Appeals Court Orders Belgium To Reduce Emissions By At Least 55% By 2030
A court in Belgium has delivered a major victory for the citizens suing their national and regional governments over their inadequate measures addressing the climate emergency. In a ruling described as “groundbreaking,” the Brussels Court of Appeals is ordering the governments to slash greenhouse gas emissions by at least 55% (below 1990 levels) by 2030, marking only the second time that a court has imposed a binding emissions reduction target on a country in a climate lawsuit. In 2015 a Dutch court ordered the Netherlands to take measures to curb emissions by at least 25% by the end of 2020 in a case brought by the Urgenda Foundation and Dutch citizens. This world-first decision was ultimately upheld on appeal.
The Belgian case, first filed in 2015 by an association called VZW Klimaatzaak and over 58,000 Belgian citizens, is styled the same as the Urgenda case in that it challenges governmental climate policy and seeks court intervention to compel governments to do more to rein in emissions and safeguard citizens’ fundamental human rights. The landmark Urgenda case has inspired a wave of rights-based climate litigation throughout Europe and beyond, with courts in Ireland, France, Germany, Colombia, and Nepal, for instance, already ruling against government defendants.
In 2021 the Brussels Court of First Instance issued a verdict finding that the Belgian state and several regional jurisdictions were in breach of national and international law due to insufficient climate policy deemed to be ‘negligent’ in failing to protect human rights. Specifically, the governments were found to be in violation of Belgium’s “duty of care” law and Articles 2 and 8 of the European Convention on Human Rights, which protect the rights to life and to private and family life. However, the court did not order the governments to take specific actions or to reduce emissions by a given amount. Based on that shortcoming, plaintiffs appealed the judgment.
Following oral arguments from September 14 to October 6, 2023, the appeals court handed down its decision on November 30 – which also happens to be the starting date of the COP28 UN climate summit in Dubai. The court not only upheld the lower court’s findings of violations of domestic law and of the ECHR, but went further in issuing injunctive relief by requiring the governments to take all necessary measures to reduce emissions 55% - at minimum – by 2030.
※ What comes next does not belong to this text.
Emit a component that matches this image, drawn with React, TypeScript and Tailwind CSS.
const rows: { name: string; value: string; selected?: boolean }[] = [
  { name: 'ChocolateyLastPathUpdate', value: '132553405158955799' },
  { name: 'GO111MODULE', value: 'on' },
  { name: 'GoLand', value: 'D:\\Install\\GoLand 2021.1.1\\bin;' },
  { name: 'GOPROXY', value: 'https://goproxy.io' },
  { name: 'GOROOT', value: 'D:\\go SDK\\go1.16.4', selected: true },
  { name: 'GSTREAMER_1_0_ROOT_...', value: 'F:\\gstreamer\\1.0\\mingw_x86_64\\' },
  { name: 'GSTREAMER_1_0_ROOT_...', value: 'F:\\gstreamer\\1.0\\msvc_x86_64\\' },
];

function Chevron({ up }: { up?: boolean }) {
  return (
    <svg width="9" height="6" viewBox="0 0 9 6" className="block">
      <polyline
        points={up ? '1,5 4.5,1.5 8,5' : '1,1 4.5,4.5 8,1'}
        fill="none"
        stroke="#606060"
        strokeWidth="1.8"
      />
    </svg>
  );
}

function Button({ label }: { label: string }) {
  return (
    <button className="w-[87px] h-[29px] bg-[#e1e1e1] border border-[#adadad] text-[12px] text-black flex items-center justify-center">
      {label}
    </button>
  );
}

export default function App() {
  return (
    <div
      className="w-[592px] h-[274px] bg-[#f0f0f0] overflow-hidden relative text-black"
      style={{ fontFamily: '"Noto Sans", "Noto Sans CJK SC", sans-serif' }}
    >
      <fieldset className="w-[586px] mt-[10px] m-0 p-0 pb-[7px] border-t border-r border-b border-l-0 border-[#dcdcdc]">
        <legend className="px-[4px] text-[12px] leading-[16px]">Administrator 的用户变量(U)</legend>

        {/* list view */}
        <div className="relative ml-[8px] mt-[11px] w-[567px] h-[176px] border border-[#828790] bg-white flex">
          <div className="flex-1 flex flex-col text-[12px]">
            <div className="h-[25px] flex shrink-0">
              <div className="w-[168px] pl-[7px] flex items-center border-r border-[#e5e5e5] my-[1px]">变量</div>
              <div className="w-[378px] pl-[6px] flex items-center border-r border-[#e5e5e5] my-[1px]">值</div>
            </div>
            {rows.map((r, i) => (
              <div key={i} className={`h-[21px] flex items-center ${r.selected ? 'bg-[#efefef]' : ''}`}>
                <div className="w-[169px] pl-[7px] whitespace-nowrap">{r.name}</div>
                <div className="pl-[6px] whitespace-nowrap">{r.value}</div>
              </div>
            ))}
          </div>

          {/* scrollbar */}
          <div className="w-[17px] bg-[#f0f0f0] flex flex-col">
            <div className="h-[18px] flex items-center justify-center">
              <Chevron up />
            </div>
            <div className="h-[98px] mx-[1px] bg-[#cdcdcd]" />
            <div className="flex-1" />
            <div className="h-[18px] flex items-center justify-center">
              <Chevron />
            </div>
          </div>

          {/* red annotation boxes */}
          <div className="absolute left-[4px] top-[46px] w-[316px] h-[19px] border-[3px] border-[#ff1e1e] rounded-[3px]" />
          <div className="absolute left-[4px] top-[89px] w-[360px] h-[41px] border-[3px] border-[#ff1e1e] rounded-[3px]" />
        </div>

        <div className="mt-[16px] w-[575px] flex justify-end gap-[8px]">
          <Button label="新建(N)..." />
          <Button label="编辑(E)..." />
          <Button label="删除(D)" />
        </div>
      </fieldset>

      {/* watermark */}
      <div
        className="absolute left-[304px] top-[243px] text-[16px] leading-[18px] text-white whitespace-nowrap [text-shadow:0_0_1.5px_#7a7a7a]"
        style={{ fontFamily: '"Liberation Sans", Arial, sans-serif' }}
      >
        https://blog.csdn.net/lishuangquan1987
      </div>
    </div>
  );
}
While the global climate governance regime under the UN Framework Convention on Climate Change (UNFCCC) has seen painstakingly slow progress and undue influence by fossil fuel and other industrial interests, the courts offer a glimmer of hope in their potential to hold governments and corporate actors alike accountable as the climate crisis deepens.
As a press release from VZW Klimaatzaak commenting on the Belgian case verdict puts it: “The fact that this particularly strong judgment was handed down on the first day of the international climate summit COP 28 in Dubai underlines the imperative need for rapid and decisive climate policy. Although world leaders have been meeting for decades to discuss how to reduce global emissions, they have never been higher than today. This political failure constitutes a serious threat and violation of our human rights and is increasingly being corrected by the judiciary, including today in Belgium.”
Indeed, the climate fight is increasingly being brought to courtrooms around the world, and the role of the judiciary to intervene amidst a grave failure of political will to adequately confront the climate emergency is becoming even more apparent and necessary.
“The ruling is not only important for Belgium, but also provides guidance for what must be demanded of other countries,” said climate lawyer Roger Cox. “It will help accelerate the global climate approach.”